My heart drops. I’m completely caught by surprise. Oh no. At 3:45 pm the MC says, ‘Don’t forget the theme for tonight’s Gala dinner is The Great Gatsby 1930s’.

And I realise I missed the original memo. I’m at the PSA Perth Convention and the gala is in a few hours! My soft gold dress carefully packed from Melbourne, is zero on point. I’m in a new city, pressed for time and even Amazon Prime can’t save the day.

And then I decide in the oldest human tradition to wing it.

 I wear the gold dress. I pretend if 𝑇ℎ𝑒 𝐺𝑟𝑒𝑎𝑡 𝐺𝑎𝑡𝑠𝑏𝑦 was written today, I’d add the exotic Indian character to the mix!

 But the one time in my life where I would NEVER, EVER, wing it is with any story or presentation I am making.

 With:

Every story

Every keynote

Every masterclass

I research, I research, and I research some more*. It does help that I am a research nerd! I draft, redraft, prepare, over-prepare, and prepare some more. I rehearse till it hurts. Every time.

But you would never know it. If it looks effortless on stage (and it does, modestly saying), that is why! And I know this is exactly what every professional speaker does.

Never fall for the myth of the natural born storyteller, or the presenter who claims to wing it. They are not being honest. Sorry, not sorry! Or they have forgotten the process that took them there. Behind every successful performance is a mountain of preparation taller than Mount Everest.

Don’t buy into the other misconception that overpreparing kills spontaneity—quite the opposite. Being thoroughly prepared frees you to be playful and spontaneous.

No matter how gifted, smart and quick-thinking you are, you will always do better and shine if you are well-prepared.

Being prepared means showing up differently for yourself and most importantly for your audience. On the day, no matter what happens, you know ‘you have got this’.

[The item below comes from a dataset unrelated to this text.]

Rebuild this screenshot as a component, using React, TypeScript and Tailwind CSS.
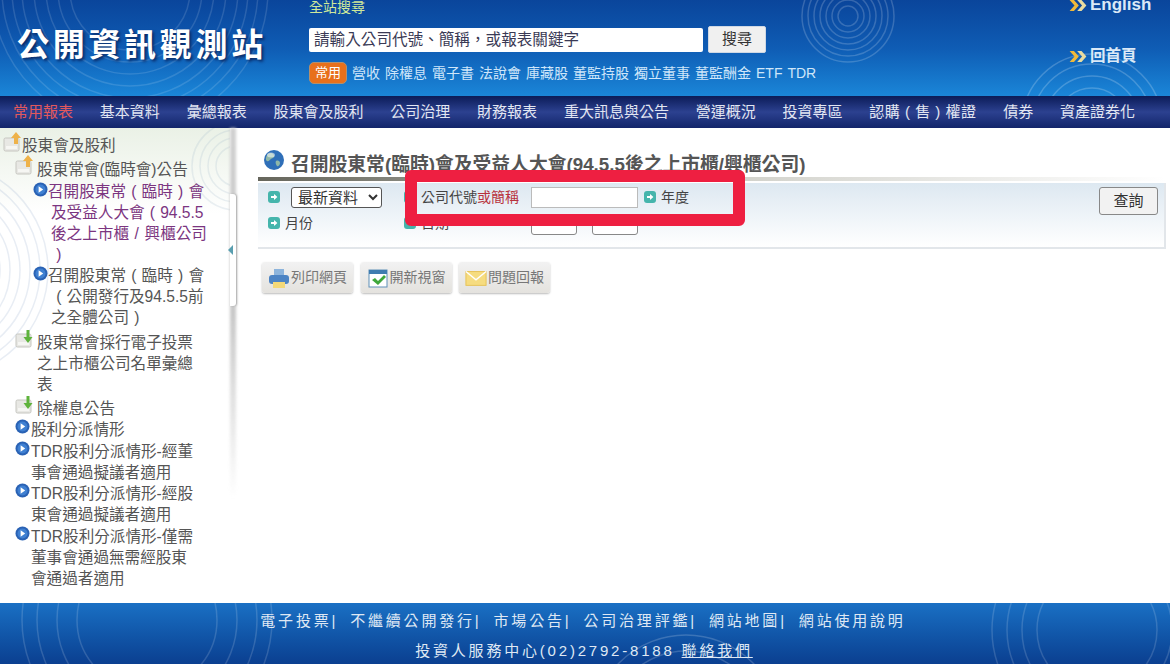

The work you put in screams, ‘I respect my audience’.

I know this is unsexy advice. It is not an easy, quick hack, instant fix, or fast cure. But it is the one magic trick that actually works!

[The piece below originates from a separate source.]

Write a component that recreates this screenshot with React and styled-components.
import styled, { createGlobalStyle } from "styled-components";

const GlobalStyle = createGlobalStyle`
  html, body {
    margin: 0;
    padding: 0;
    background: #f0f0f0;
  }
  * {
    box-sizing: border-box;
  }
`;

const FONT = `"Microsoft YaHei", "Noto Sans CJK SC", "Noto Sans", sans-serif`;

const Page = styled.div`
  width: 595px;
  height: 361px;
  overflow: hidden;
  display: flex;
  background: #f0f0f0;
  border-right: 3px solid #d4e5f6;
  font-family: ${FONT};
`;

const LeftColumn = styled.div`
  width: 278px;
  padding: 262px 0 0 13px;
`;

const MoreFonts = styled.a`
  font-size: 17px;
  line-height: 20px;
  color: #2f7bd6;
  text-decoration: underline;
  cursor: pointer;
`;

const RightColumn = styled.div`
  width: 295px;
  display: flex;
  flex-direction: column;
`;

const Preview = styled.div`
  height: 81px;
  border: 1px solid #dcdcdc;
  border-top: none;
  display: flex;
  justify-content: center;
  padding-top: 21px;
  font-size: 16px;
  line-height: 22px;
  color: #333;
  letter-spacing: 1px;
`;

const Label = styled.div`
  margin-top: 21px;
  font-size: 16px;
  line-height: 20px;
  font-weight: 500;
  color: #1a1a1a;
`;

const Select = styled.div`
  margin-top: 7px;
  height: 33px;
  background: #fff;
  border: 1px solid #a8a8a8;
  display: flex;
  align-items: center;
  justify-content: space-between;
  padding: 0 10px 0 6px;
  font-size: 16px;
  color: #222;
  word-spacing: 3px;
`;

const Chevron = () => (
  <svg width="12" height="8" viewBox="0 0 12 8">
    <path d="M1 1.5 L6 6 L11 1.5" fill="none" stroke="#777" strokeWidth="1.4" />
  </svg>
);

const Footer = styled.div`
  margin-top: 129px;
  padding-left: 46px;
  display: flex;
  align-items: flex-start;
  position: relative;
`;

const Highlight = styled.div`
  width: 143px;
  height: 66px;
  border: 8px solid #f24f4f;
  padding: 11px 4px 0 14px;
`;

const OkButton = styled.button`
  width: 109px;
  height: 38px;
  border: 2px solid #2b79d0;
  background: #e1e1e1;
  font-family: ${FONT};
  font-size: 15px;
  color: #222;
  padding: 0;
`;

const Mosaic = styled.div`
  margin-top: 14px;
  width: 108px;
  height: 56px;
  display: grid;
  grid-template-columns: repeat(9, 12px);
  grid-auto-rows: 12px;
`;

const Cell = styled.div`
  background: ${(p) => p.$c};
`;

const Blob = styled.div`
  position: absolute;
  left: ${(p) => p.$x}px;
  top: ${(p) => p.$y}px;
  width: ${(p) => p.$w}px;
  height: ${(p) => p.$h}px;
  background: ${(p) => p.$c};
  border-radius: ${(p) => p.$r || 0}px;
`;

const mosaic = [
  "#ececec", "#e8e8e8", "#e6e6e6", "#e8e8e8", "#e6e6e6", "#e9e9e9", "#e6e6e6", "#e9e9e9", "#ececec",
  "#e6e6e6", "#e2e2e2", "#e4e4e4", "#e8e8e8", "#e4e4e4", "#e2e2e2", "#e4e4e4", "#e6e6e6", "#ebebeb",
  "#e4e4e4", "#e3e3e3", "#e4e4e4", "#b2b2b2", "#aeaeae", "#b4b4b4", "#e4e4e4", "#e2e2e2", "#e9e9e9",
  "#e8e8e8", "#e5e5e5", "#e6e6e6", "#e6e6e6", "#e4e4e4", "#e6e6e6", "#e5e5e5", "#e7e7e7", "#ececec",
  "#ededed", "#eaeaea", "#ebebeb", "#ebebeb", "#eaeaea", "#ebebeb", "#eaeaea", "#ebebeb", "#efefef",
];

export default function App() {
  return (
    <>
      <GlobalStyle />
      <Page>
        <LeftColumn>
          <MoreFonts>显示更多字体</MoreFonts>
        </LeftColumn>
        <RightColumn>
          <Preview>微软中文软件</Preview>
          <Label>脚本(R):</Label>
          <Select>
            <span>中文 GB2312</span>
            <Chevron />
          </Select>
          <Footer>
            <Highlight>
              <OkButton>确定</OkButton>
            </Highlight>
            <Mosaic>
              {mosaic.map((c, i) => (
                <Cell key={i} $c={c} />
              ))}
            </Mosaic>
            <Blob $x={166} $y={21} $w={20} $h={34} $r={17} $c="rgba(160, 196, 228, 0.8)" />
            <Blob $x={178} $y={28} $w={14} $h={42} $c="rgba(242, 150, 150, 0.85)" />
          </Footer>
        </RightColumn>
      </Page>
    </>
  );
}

If this sounds like the speaker you want to work with then let’s chat.

*In my research, I have detailed briefings with the event organiser, the client, their direct reports, and I always make sure I speak to at least 4 or 5 audience members. This allows me to get a range of perspectives and walk in my audience’s shoes.

**My team and I research the company, the industry, and the sector and look at global trends. Even if this is a keynote, I’ve delivered hundreds of times, I’ll still go through it again with a fine-tooth comb with this audience, this brief and the clients’ outcomes in mind.